En ce temps de l’Avent, celui de l’avènement du Christ, ce livre est un appel à méditer, à (re) découvrir en profondeur le sacrement de la réconciliation mais aussi à vivre le pardon en actes et à laisser se déployer en nous les œuvres de la Miséricorde de Dieu, en gardant en mémoire qu’elles nous invitent :

 

 * à la discrétion : malgré ses erreurs, nous sommes appelés à ne pas juger de la foi de l’autre, ni de son amour envers Dieu.
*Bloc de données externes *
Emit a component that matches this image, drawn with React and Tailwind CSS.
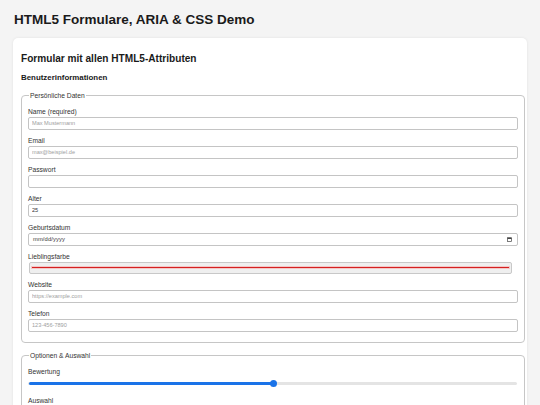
import React, { useState } from 'react';

const fields = [
  { id: 'name', label: 'Name (required)', type: 'text', placeholder: 'Max Mustermann' },
  { id: 'email', label: 'Email', type: 'email', placeholder: 'max@beispiel.de' },
  { id: 'password', label: 'Passwort', type: 'password', placeholder: '' },
  { id: 'age', label: 'Alter', type: 'number', placeholder: '' },
  { id: 'birthday', label: 'Geburtsdatum', type: 'date' },
  { id: 'color', label: 'Lieblingsfarbe', type: 'color' },
  { id: 'website', label: 'Website', type: 'url', placeholder: 'https://example.com' },
  { id: 'phone', label: 'Telefon', type: 'tel', placeholder: '123-456-7890' },
];

function Field({ field, values, onChange }) {
  const inputClass =
    'block w-[490px] h-[13px] px-[3px] border border-[#c4c4c4] rounded-[2px] bg-white text-[5.6px] text-[#333] placeholder:text-[#a0a0a0] outline-none';

  return (
    <div className="mb-[6px]">
      <label htmlFor={field.id} className="block text-[6.7px] leading-[9px] mb-[1px] text-[#333]">
        {field.label}
      </label>

      {field.type === 'color' ? (
        <div className="ml-[1px] w-[483px] h-[12px] flex items-center px-[2px] border border-[#c8c8c8] rounded-[2px] bg-[#efefef]">
          <div className="w-full h-[1.5px] bg-[#d42020] shadow-[0_0_0_1px_#f3c6c6]" />
        </div>
      ) : field.type === 'date' ? (
        <div className="w-[490px] h-[13px] px-[4px] flex items-center justify-between border border-[#c4c4c4] rounded-[2px] bg-white">
          <span className="text-[5.8px] text-[#333] tracking-[0.1px]">mm/dd/yyyy</span>
          <svg width="5" height="5" viewBox="0 0 10 10" className="mr-[1px]">
            <rect x="1" y="1.5" width="8" height="7.5" fill="none" stroke="#444" strokeWidth="1.4" />
            <rect x="1" y="1.5" width="8" height="2.5" fill="#444" />
          </svg>
        </div>
      ) : (
        <input
          id={field.id}
          type={field.type}
          placeholder={field.placeholder}
          value={values[field.id] || ''}
          onChange={(e) => onChange(field.id, e.target.value)}
          className={inputClass}
        />
      )}
    </div>
  );
}

export default function App() {
  const [values, setValues] = useState({ age: '25' });
  const rating = 50;

  const handleChange = (id, value) => {
    setValues({ ...values, [id]: value });
  };

  return (
    <div className="min-h-screen bg-[#f4f4f4] px-[13px] pt-[12px] font-['Liberation_Sans',Arial,sans-serif] text-[#222]">
      <h1 className="text-[13.5px] leading-[16px] font-bold text-[#1a1a1a] ml-[1px]">
        HTML5 Formulare, ARIA &amp; CSS Demo
      </h1>

      <div className="mt-[10px] bg-white rounded-[5px] shadow-[0_0_3px_rgba(0,0,0,0.08)] px-[8px] pt-[15px] pb-[10px]">
        <h2 className="text-[10.1px] leading-[12px] font-bold text-[#1a1a1a]">
          Formular mit allen HTML5-Attributen
        </h2>
        <h3 className="mt-[8px] text-[7.9px] leading-[10px] font-bold text-[#1a1a1a]">
          Benutzerinformationen
        </h3>

        {/* Persönliche Daten */}
        <fieldset className="mt-[7.5px] border border-[#c6c6c6] rounded-[4px] px-[6px] pt-[7px] pb-[4px]">
          <legend className="px-[1px] ml-[1px] text-[6.7px] leading-[9px] text-[#333]">Persönliche Daten</legend>
          {fields.map((field) => (
            <Field key={field.id} field={field} values={values} onChange={handleChange} />
          ))}
        </fieldset>

        {/* Optionen & Auswahl */}
        <fieldset className="mt-[8px] border border-[#c6c6c6] rounded-[4px] px-[6px] pt-[7px] pb-[6px]">
          <legend className="px-[1px] ml-[1px] text-[6.7px] leading-[9px] text-[#333]">Optionen &amp; Auswahl</legend>

          <div className="mb-[8.5px]">
            <label className="block text-[6.7px] leading-[9px] mb-[4px] text-[#333]">Bewertung</label>
            <div className="relative w-[489px] h-[8px] flex items-center">
              <div className="w-full h-[3px] rounded-full bg-[#e4e4e4]" />
              <div
                className="absolute left-[1px] h-[3px] rounded-full bg-[#1a73e8]"
                style={{ width: `${rating}%` }}
              />
              <div
                className="absolute w-[7px] h-[7px] -ml-[3px] rounded-full bg-[#1a73e8]"
                style={{ left: `${rating}%` }}
              />
            </div>
          </div>

          <div className="mb-[6px]">
            <label className="block text-[6.7px] leading-[9px] mb-[1px] text-[#333]">Auswahl</label>
            <div className="w-[490px] h-[13px] border border-[#c4c4c4] rounded-[2px] bg-white" />
          </div>
        </fieldset>
      </div>
    </div>
  );
}
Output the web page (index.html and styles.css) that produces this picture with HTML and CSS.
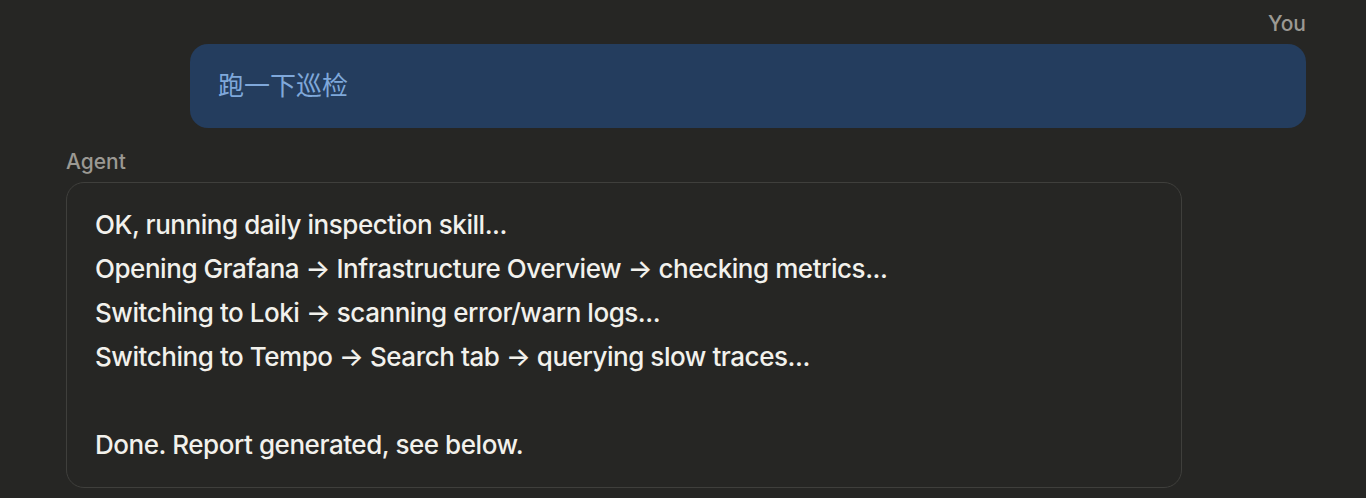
FILE: index.html
```html
<!DOCTYPE html>
<html lang="zh">
<head>
  <meta charset="UTF-8">
  <title>Chat</title>
  <meta name="viewport" content="width=device-width, initial-scale=1.0">
  <link rel="stylesheet" href="styles.css">
</head>
<body>

  <div class="chat">
    <!-- User message -->
    <div class="msg msg-user">
      <div class="label">You</div>
      <div class="bubble">跑一下巡检</div>
    </div>

    <!-- Agent reply -->
    <div class="msg msg-agent">
      <div class="label">Agent</div>
      <div class="reply">
        <p>OK, running daily inspection skill...</p>
        <p>Opening Grafana → Infrastructure Overview → checking metrics...</p>
        <p>Switching to Loki → scanning error/warn logs...</p>
        <p>Switching to Tempo → Search tab → querying slow traces...</p>
        <p class="blank"></p>
        <p>Done. Report generated, see below.</p>
      </div>
    </div>
  </div>

</body>
</html>
```

FILE: styles.css
```css
body {
  margin: 0;
  padding: 0;
  background: #262624;
  font-family: Inter, "Noto Sans CJK SC", sans-serif;
  overflow: hidden;
}

.chat {
  padding: 12px 60px 0 66px;
  display: flex;
  flex-direction: column;
  gap: 22px;
}

.msg {
  display: flex;
  flex-direction: column;
  gap: 8px;
  width: 90%;
}

.msg-user {
  align-self: flex-end;
  align-items: flex-end;
}

.msg-agent {
  align-self: flex-start;
}

.label {
  font-size: 21px;
  font-weight: 500;
  line-height: 24px;
  color: #9b9993;
}

.bubble {
  box-sizing: border-box;
  width: 100%;
  padding: 24px 28px;
  background: #243d5e;
  color: #7fa8da;
  border-radius: 18px;
  font-size: 26px;
  line-height: 36px;
}

.reply {
  border: 1px solid #3f3f3c;
  border-radius: 18px;
  padding: 20px 28px;
  color: #f2f1ec;
  font-size: 26px;
  font-weight: 500;
  letter-spacing: -0.45px;
  line-height: 44px;
}

.reply p {
  margin: 0;
}

.reply .blank {
  height: 44px;
}
```
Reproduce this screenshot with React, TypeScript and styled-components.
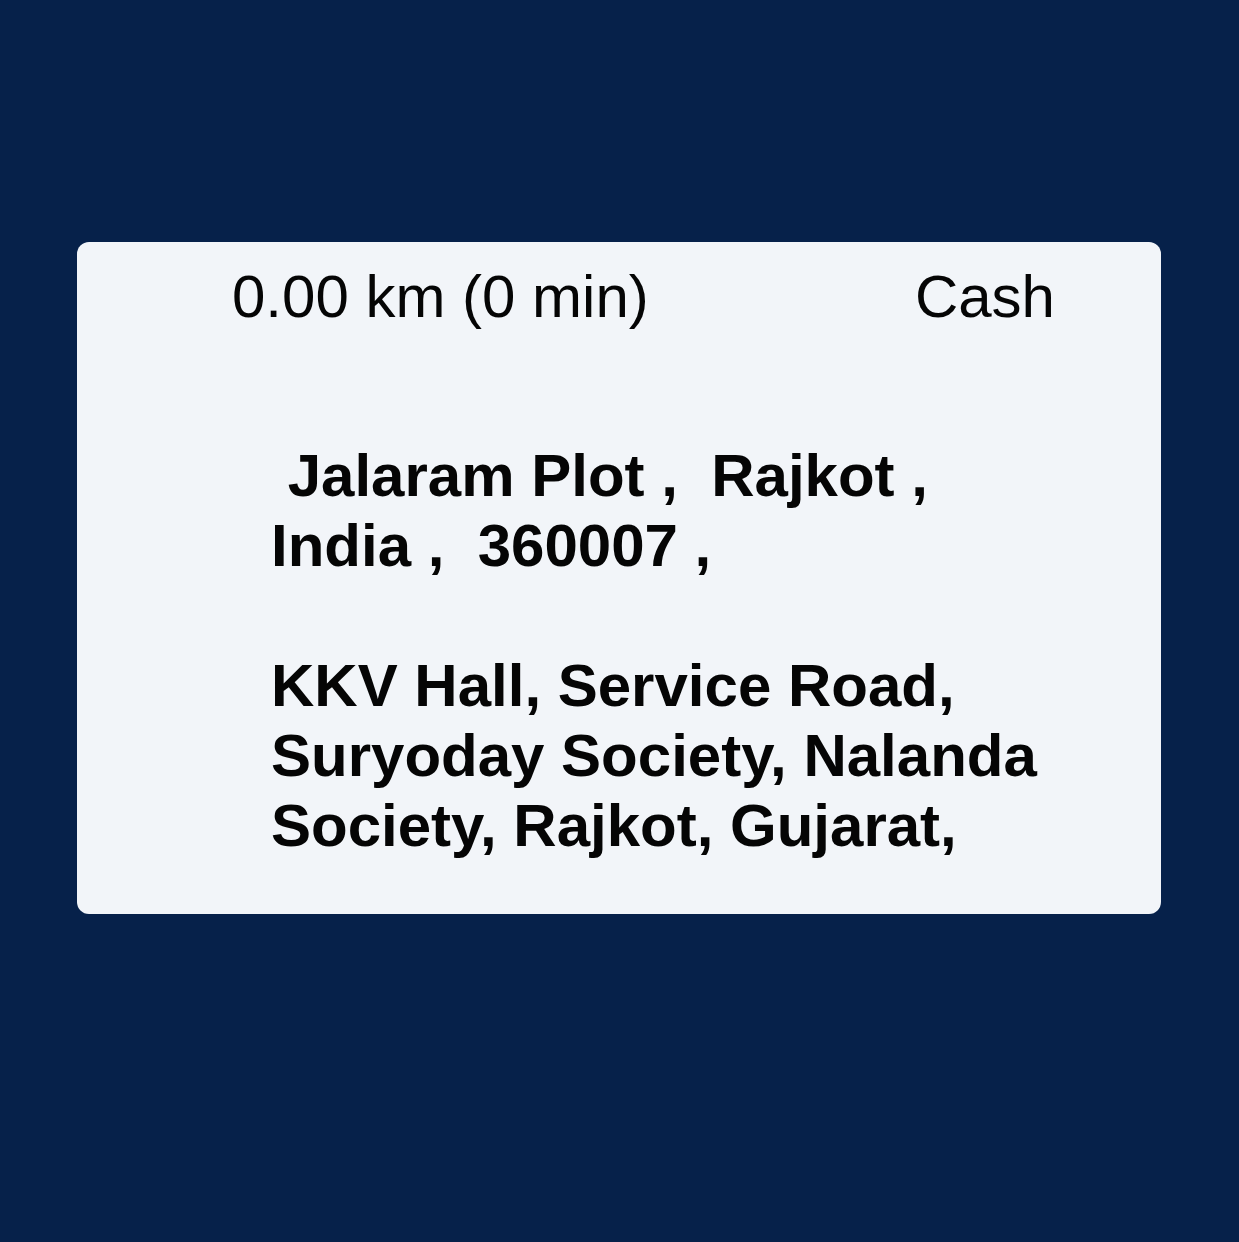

Maître Eckhart théologien et philosophe dominicain (vers 1260 + vers 1328) insistait sur la nécessité du secret car écrivait-il : « … personne ne pénètre dans la conscience d’autrui ; le secret en est caché dans notre âme, parce que Dieu, lui aussi, est caché dans le fond de notre âme »(Traités et sermons, Entretiens spirituels X).

* au détachement de nos « œuvres » :de tout notre cœur nous devons nous tourner vers Lui et malgré le nombre plus ou moins grand de nos imperfections, avoir en nous la certitude qu’Il nous accueillera avec nos clartés et nos obscurités puisque tous, nous sommes appelés à être la « maison de Dieu », son temple spirituel. Le plus important est donc de l’y accueillir.

* à la joie : celle à laquelle nous invite St Jean : « Si vous gardez mes commandements, vous demeurerez dans mon amour, comme moi, j’ai gardé les commandements de mon Père, et je demeure dans son amour. Je vous ai dit cela pour que ma joie soit en  vous, et que votre joie soit parfaite. Mon commandement le voici : Aimez-vous les uns les autres comme je vous ai aimés ». (Jn 15, 10-12). Cette joie naît lorsque nous sommes capables de regarder l’autre avec le même regard d’amour que celui de Dieu.